**Exercise:** Go through the data below and copy it exactly, skipping every picture.

------ Material provided

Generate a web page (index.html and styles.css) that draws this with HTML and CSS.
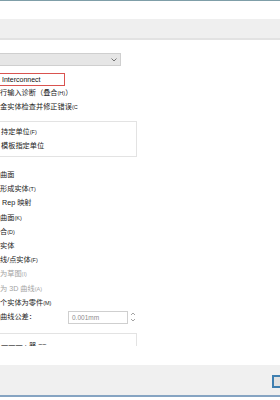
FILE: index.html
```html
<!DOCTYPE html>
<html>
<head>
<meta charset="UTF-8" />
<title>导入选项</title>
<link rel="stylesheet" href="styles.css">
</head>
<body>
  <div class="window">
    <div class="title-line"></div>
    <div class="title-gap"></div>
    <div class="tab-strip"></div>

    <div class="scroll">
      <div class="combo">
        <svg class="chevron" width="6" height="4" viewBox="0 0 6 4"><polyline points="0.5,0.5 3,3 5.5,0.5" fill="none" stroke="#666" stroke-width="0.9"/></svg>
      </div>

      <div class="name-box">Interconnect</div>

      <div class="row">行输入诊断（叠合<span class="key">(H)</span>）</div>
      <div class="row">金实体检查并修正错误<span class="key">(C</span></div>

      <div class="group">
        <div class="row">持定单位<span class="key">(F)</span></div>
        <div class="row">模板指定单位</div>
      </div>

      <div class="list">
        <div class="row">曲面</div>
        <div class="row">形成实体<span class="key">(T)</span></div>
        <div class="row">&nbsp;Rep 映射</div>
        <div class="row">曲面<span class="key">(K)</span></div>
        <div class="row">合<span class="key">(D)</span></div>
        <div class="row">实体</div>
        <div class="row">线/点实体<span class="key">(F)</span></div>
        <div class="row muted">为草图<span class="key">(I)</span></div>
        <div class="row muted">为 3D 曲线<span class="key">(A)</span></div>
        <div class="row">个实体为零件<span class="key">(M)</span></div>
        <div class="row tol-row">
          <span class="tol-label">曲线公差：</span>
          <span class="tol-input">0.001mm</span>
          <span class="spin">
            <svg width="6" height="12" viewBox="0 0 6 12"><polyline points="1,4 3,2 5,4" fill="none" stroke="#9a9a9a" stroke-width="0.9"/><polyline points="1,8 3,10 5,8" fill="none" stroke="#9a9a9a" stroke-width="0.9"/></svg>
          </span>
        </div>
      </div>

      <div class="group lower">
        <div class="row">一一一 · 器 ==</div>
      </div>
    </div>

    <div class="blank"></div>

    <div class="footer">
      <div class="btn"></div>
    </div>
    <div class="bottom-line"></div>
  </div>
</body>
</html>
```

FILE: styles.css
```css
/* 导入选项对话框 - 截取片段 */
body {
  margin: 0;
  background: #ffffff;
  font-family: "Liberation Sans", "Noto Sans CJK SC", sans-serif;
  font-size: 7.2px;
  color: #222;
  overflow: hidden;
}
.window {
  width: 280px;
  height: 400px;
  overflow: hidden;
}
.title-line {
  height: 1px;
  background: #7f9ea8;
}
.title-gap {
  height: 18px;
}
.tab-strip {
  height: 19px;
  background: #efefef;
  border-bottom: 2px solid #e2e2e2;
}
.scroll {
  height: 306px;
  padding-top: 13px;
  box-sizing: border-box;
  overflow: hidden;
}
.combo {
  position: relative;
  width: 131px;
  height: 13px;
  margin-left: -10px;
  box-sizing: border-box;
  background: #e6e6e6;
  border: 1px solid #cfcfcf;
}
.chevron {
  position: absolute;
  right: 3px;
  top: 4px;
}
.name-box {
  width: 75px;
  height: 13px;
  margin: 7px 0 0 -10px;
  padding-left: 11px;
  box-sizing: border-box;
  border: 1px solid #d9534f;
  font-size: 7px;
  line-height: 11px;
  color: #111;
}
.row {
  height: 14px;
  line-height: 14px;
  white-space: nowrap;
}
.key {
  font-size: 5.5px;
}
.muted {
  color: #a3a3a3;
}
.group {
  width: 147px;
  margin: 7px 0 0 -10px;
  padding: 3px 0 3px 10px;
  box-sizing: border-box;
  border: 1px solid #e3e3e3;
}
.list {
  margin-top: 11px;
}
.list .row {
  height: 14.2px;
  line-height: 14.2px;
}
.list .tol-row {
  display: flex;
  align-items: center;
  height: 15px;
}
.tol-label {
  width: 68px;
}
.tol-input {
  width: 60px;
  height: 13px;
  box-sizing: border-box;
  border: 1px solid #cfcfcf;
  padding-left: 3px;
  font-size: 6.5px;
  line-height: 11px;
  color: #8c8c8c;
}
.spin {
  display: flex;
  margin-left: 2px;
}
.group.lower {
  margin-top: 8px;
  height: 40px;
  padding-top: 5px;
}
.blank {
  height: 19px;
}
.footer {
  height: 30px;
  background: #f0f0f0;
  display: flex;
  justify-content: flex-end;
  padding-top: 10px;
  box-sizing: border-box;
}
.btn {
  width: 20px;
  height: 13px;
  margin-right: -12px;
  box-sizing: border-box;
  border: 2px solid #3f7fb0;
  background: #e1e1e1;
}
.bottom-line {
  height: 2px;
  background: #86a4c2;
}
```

------------

**The response:**
Generate a web page (index.html and styles.css) that draws this with HTML and CSS.
FILE: index.html
```html
<!DOCTYPE html>
<html>
<head>
<meta charset="UTF-8" />
<title>导入选项</title>
<link rel="stylesheet" href="styles.css">
</head>
<body>
  <div class="window">
    <div class="title-line"></div>
    <div class="title-gap"></div>
    <div class="tab-strip"></div>

    <div class="scroll">
      <div class="combo">
        <svg class="chevron" width="6" height="4" viewBox="0 0 6 4"><polyline points="0.5,0.5 3,3 5.5,0.5" fill="none" stroke="#666" stroke-width="0.9"/></svg>
      </div>

      <div class="name-box">Interconnect</div>

      <div class="row">行输入诊断（叠合<span class="key">(H)</span>）</div>
      <div class="row">金实体检查并修正错误<span class="key">(C</span></div>

      <div class="group">
        <div class="row">持定单位<span class="key">(F)</span></div>
        <div class="row">模板指定单位</div>
      </div>

      <div class="list">
        <div class="row">曲面</div>
        <div class="row">形成实体<span class="key">(T)</span></div>
        <div class="row">&nbsp;Rep 映射</div>
        <div class="row">曲面<span class="key">(K)</span></div>
        <div class="row">合<span class="key">(D)</span></div>
        <div class="row">实体</div>
        <div class="row">线/点实体<span class="key">(F)</span></div>
        <div class="row muted">为草图<span class="key">(I)</span></div>
        <div class="row muted">为 3D 曲线<span class="key">(A)</span></div>
        <div class="row">个实体为零件<span class="key">(M)</span></div>
        <div class="row tol-row">
          <span class="tol-label">曲线公差：</span>
          <span class="tol-input">0.001mm</span>
          <span class="spin">
            <svg width="6" height="12" viewBox="0 0 6 12"><polyline points="1,4 3,2 5,4" fill="none" stroke="#9a9a9a" stroke-width="0.9"/><polyline points="1,8 3,10 5,8" fill="none" stroke="#9a9a9a" stroke-width="0.9"/></svg>
          </span>
        </div>
      </div>

      <div class="group lower">
        <div class="row">一一一 · 器 ==</div>
      </div>
    </div>

    <div class="blank"></div>

    <div class="footer">
      <div class="btn"></div>
    </div>
    <div class="bottom-line"></div>
  </div>
</body>
</html>
```

FILE: styles.css
```css
/* 导入选项对话框 - 截取片段 */
body {
  margin: 0;
  background: #ffffff;
  font-family: "Liberation Sans", "Noto Sans CJK SC", sans-serif;
  font-size: 7.2px;
  color: #222;
  overflow: hidden;
}
.window {
  width: 280px;
  height: 400px;
  overflow: hidden;
}
.title-line {
  height: 1px;
  background: #7f9ea8;
}
.title-gap {
  height: 18px;
}
.tab-strip {
  height: 19px;
  background: #efefef;
  border-bottom: 2px solid #e2e2e2;
}
.scroll {
  height: 306px;
  padding-top: 13px;
  box-sizing: border-box;
  overflow: hidden;
}
.combo {
  position: relative;
  width: 131px;
  height: 13px;
  margin-left: -10px;
  box-sizing: border-box;
  background: #e6e6e6;
  border: 1px solid #cfcfcf;
}
.chevron {
  position: absolute;
  right: 3px;
  top: 4px;
}
.name-box {
  width: 75px;
  height: 13px;
  margin: 7px 0 0 -10px;
  padding-left: 11px;
  box-sizing: border-box;
  border: 1px solid #d9534f;
  font-size: 7px;
  line-height: 11px;
  color: #111;
}
.row {
  height: 14px;
  line-height: 14px;
  white-space: nowrap;
}
.key {
  font-size: 5.5px;
}
.muted {
  color: #a3a3a3;
}
.group {
  width: 147px;
  margin: 7px 0 0 -10px;
  padding: 3px 0 3px 10px;
  box-sizing: border-box;
  border: 1px solid #e3e3e3;
}
.list {
  margin-top: 11px;
}
.list .row {
  height: 14.2px;
  line-height: 14.2px;
}
.list .tol-row {
  display: flex;
  align-items: center;
  height: 15px;
}
.tol-label {
  width: 68px;
}
.tol-input {
  width: 60px;
  height: 13px;
  box-sizing: border-box;
  border: 1px solid #cfcfcf;
  padding-left: 3px;
  font-size: 6.5px;
  line-height: 11px;
  color: #8c8c8c;
}
.spin {
  display: flex;
  margin-left: 2px;
}
.group.lower {
  margin-top: 8px;
  height: 40px;
  padding-top: 5px;
}
.blank {
  height: 19px;
}
.footer {
  height: 30px;
  background: #f0f0f0;
  display: flex;
  justify-content: flex-end;
  padding-top: 10px;
  box-sizing: border-box;
}
.btn {
  width: 20px;
  height: 13px;
  margin-right: -12px;
  box-sizing: border-box;
  border: 2px solid #3f7fb0;
  background: #e1e1e1;
}
.bottom-line {
  height: 2px;
  background: #86a4c2;
}
```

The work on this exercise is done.